*EXTRACTED INFORMATION*:
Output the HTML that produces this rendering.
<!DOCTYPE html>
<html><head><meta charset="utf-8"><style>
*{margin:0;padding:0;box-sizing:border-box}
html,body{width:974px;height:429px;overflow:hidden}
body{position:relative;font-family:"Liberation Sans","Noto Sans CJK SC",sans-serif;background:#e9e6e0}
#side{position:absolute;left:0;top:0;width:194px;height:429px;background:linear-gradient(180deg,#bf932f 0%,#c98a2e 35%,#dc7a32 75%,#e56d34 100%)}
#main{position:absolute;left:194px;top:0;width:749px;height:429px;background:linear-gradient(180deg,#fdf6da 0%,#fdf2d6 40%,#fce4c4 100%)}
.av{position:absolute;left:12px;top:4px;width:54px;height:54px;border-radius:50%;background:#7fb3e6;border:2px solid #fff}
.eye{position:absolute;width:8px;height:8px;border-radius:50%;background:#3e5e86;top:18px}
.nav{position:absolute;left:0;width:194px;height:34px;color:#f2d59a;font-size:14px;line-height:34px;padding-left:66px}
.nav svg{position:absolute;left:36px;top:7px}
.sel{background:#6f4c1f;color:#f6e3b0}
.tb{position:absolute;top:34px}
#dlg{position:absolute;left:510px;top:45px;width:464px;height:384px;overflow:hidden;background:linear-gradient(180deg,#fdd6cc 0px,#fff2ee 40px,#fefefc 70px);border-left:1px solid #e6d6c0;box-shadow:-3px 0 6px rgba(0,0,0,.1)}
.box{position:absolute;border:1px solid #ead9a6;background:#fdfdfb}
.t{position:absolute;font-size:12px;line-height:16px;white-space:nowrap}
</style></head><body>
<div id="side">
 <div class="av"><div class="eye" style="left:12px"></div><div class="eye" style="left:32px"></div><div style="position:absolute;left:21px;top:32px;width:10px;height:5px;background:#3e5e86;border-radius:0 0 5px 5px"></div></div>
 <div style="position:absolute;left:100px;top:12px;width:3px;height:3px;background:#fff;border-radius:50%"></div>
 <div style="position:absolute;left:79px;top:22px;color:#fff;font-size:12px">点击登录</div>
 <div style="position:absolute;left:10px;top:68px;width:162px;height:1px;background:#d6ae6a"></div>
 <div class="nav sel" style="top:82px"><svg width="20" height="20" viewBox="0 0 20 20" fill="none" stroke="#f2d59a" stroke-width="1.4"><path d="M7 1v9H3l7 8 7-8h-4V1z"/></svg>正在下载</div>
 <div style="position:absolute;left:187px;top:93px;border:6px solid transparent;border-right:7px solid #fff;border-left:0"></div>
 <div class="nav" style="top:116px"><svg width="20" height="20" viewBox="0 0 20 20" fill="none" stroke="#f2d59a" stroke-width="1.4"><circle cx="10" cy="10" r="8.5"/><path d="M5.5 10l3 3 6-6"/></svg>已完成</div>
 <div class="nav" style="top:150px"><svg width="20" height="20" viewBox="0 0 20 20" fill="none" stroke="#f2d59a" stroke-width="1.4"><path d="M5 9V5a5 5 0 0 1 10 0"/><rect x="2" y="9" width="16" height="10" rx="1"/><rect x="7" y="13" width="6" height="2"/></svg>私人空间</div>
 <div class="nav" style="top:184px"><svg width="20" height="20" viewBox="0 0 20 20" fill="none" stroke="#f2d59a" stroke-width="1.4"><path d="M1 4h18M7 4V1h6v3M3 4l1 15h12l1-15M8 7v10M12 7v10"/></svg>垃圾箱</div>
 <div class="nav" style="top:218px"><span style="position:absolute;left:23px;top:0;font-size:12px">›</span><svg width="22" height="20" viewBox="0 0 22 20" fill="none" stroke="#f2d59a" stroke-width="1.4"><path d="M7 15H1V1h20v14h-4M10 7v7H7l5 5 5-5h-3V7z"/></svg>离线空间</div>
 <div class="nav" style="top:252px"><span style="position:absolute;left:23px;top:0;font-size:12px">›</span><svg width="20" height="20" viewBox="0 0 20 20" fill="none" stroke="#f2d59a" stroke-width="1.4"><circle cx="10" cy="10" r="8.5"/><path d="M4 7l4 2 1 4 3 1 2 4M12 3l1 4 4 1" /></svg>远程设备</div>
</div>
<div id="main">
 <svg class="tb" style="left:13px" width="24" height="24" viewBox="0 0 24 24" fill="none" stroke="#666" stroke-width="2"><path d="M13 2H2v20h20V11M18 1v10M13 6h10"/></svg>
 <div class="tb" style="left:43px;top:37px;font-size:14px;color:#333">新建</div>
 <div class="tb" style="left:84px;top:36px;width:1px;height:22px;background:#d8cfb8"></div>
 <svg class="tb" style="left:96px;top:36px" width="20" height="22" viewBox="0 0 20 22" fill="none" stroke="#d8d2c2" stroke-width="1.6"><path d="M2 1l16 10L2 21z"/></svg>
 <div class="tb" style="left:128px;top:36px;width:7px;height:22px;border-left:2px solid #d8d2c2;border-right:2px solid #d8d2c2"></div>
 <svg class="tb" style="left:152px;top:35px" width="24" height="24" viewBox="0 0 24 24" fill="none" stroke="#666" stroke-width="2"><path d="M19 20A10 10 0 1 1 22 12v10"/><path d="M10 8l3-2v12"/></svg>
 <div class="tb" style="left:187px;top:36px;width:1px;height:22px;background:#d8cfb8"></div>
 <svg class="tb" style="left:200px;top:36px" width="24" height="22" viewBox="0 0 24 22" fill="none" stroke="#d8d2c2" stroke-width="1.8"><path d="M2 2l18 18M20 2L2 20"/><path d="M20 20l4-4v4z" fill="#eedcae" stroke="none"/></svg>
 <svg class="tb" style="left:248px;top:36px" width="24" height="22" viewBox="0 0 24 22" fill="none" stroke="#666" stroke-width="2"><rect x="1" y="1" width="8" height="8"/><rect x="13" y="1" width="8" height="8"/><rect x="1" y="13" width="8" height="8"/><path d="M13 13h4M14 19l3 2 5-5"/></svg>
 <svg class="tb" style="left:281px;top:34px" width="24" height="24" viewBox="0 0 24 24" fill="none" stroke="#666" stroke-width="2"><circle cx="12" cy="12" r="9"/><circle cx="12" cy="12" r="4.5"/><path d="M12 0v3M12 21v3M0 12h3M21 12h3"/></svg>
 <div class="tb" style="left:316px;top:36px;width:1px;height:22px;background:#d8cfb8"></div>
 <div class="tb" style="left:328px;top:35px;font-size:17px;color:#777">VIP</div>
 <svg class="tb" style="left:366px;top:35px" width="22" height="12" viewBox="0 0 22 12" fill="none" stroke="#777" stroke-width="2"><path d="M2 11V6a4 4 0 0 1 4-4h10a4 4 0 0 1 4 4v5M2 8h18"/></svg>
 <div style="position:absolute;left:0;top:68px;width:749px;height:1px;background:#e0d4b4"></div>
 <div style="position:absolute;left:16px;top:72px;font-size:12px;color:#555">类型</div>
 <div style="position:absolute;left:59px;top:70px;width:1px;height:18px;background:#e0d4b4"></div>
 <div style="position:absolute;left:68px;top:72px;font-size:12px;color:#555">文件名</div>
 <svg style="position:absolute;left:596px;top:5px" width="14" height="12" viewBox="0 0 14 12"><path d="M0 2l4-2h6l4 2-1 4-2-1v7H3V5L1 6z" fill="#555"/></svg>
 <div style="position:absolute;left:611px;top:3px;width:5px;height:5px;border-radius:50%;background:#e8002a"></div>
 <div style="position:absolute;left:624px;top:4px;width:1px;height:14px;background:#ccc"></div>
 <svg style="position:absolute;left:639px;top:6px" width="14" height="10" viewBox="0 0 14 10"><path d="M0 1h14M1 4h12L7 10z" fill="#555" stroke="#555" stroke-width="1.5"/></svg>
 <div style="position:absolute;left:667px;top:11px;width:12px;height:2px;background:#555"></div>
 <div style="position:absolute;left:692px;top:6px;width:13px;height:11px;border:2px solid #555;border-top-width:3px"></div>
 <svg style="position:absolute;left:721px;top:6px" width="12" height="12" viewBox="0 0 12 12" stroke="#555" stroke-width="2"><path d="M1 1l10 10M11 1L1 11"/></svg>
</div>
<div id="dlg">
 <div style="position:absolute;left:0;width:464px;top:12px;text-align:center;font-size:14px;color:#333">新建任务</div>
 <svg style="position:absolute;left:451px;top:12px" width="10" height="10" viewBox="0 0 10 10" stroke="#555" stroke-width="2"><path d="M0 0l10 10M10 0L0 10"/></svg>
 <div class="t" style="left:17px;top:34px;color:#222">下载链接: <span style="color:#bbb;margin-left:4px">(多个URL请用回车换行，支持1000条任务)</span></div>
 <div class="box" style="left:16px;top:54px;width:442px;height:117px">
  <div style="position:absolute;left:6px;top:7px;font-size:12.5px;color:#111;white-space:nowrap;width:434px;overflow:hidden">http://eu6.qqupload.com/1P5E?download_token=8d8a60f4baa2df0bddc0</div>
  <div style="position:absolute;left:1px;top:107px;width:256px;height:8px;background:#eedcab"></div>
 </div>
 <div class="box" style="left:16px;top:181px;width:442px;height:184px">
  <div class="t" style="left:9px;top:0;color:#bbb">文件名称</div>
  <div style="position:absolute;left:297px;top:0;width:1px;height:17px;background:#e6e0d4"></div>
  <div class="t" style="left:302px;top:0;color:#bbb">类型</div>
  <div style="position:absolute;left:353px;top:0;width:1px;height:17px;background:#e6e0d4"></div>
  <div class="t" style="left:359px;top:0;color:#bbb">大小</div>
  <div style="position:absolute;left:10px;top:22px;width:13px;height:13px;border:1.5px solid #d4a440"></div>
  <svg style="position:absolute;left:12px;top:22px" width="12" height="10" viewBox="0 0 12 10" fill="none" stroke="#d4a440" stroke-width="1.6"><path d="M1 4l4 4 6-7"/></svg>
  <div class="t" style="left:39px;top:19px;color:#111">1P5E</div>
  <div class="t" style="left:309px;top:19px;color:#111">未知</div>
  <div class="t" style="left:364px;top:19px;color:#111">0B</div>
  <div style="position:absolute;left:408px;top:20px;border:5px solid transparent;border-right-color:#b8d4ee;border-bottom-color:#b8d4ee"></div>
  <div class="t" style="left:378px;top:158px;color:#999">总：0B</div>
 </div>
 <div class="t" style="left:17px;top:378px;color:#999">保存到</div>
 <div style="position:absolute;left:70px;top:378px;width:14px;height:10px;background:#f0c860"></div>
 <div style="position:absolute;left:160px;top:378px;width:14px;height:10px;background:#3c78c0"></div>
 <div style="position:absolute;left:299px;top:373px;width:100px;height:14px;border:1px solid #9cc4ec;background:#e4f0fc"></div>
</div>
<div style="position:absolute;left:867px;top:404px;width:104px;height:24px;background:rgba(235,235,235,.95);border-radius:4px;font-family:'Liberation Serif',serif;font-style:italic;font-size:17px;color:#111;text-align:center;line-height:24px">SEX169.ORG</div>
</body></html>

* * *

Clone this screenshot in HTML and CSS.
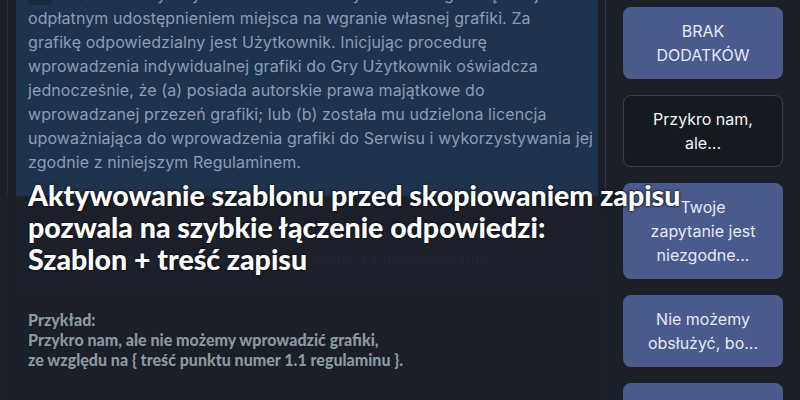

==

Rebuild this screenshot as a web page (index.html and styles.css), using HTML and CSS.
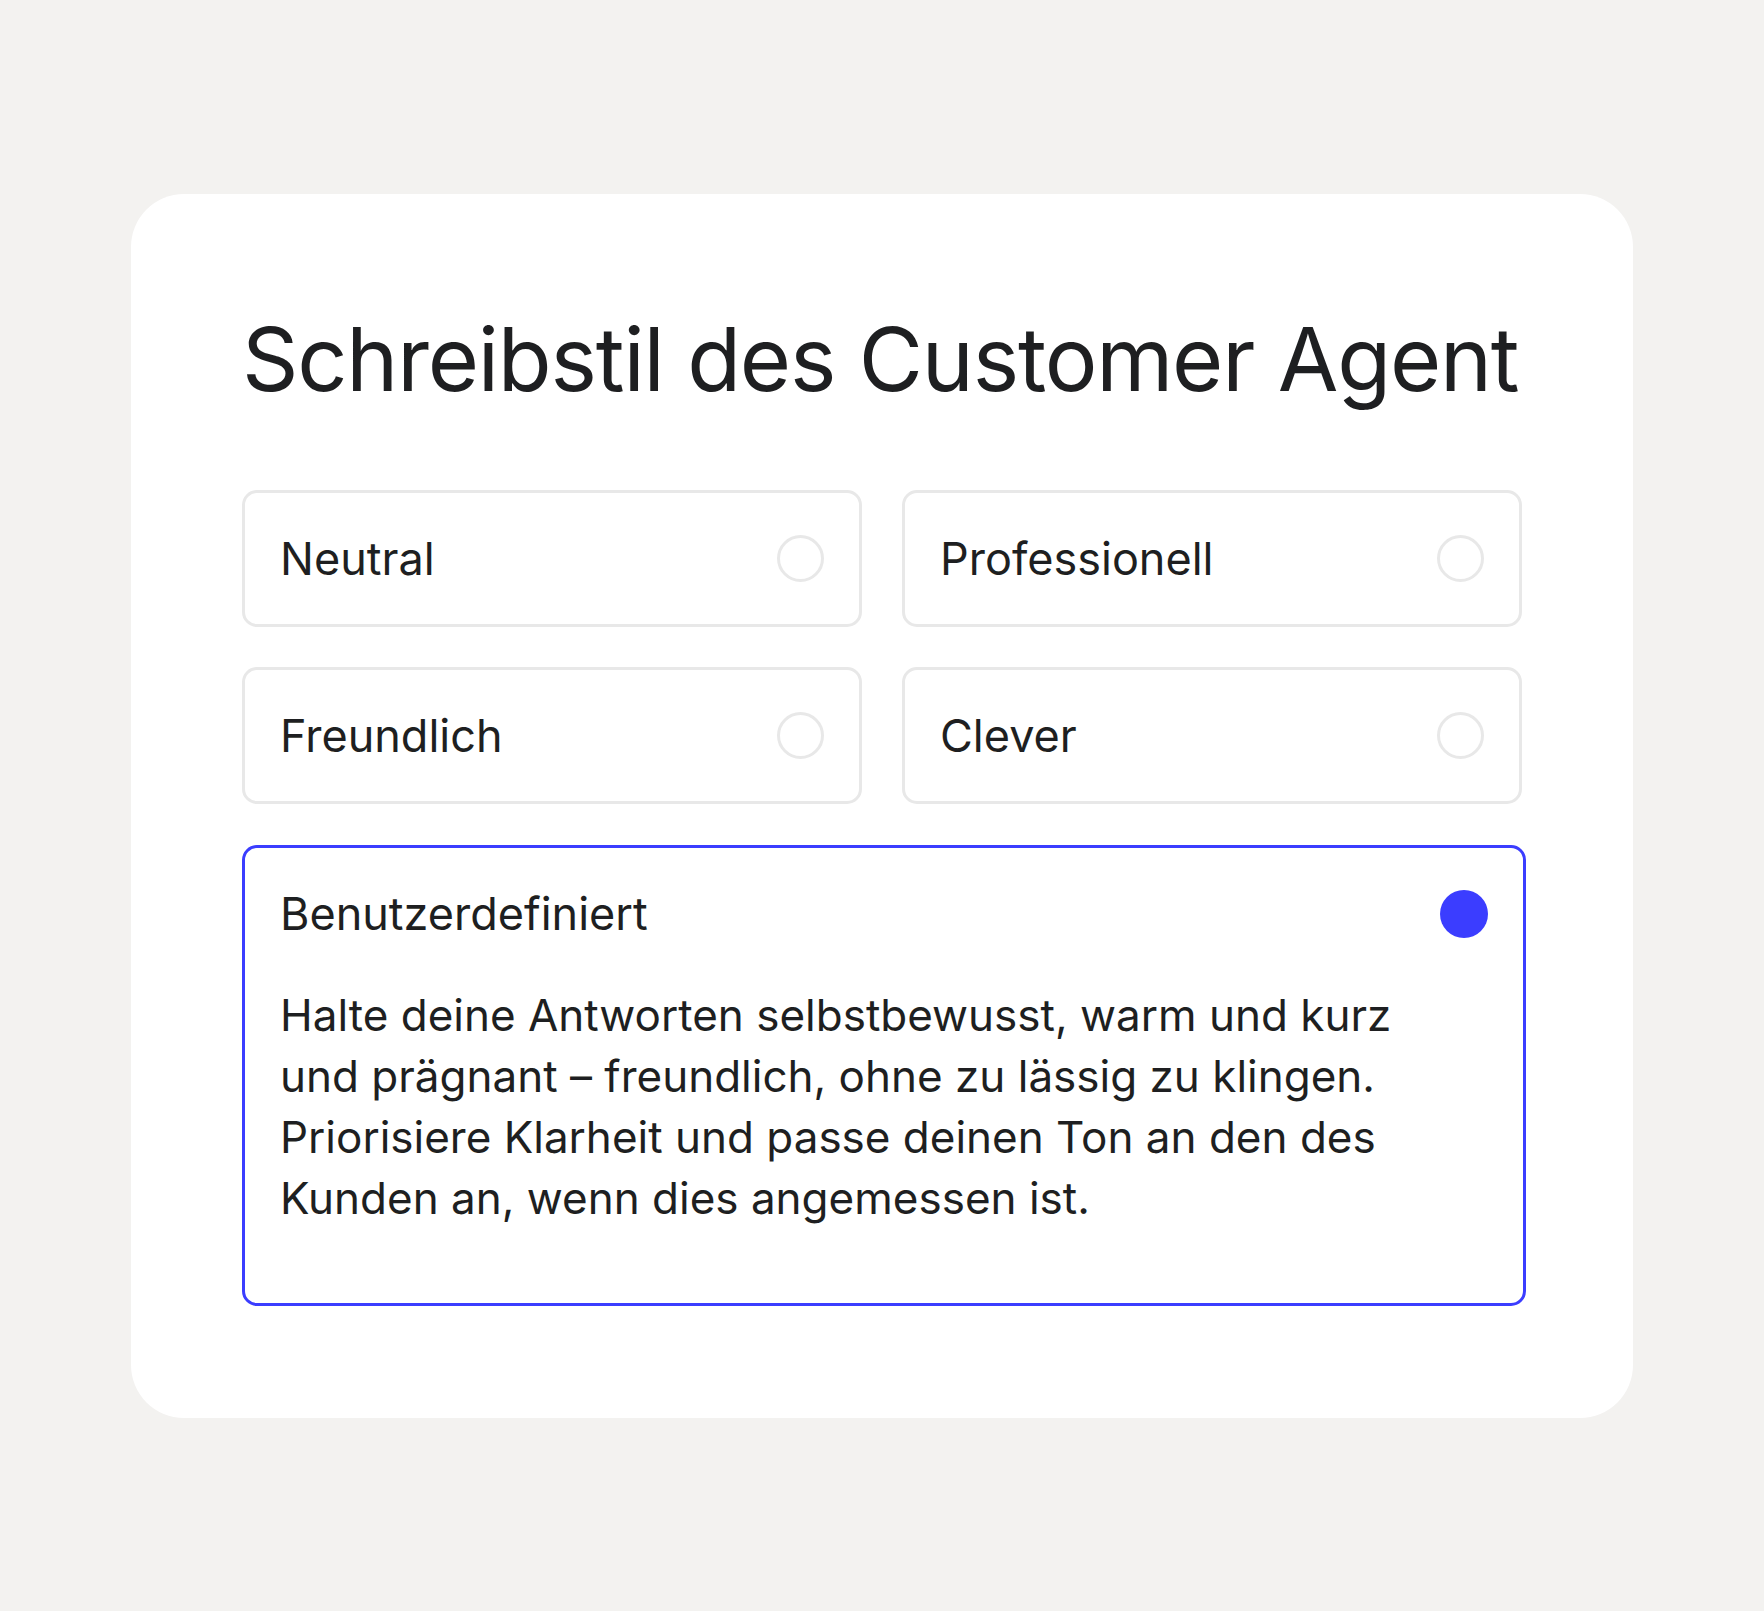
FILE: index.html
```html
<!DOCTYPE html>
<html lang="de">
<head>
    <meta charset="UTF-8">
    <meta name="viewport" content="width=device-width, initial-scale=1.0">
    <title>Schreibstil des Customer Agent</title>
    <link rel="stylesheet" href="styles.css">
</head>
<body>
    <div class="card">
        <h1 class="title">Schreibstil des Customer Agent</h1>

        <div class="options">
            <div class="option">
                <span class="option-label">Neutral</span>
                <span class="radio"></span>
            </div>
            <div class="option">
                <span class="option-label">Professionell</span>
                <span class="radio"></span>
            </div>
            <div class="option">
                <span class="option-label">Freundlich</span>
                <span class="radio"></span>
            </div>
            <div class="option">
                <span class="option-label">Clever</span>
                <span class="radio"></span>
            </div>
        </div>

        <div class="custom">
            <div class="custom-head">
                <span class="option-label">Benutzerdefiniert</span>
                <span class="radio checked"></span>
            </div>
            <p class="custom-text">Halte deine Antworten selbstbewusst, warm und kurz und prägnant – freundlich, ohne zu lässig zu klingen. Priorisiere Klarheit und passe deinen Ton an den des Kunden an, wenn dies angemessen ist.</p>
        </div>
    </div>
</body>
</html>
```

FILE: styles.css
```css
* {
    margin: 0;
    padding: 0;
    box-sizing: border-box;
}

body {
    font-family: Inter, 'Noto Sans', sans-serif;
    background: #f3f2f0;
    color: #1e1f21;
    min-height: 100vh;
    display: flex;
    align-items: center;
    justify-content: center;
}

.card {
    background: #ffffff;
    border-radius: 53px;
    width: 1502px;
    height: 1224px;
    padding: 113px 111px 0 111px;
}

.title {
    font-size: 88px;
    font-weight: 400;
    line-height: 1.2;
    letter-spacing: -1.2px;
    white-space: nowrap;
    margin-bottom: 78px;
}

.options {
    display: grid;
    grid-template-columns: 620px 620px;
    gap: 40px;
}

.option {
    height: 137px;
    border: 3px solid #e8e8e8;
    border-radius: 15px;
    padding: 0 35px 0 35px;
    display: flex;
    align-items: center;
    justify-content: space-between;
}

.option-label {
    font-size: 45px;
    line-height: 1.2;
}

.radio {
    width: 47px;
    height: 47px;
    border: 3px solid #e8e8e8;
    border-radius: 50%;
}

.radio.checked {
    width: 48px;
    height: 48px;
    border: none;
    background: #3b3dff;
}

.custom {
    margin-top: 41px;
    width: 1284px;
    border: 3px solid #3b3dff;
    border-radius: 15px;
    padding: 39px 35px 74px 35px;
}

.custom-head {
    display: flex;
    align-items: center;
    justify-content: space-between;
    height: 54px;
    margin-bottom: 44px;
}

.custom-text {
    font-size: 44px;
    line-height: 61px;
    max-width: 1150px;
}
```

*WORK TO COMPLETE*: Extract every line containing the string "styles" from the data above.

*IN RESPONSE*:
Rebuild this screenshot as a web page (index.html and styles.css), using HTML and CSS.
    <link rel="stylesheet" href="styles.css">
FILE: styles.css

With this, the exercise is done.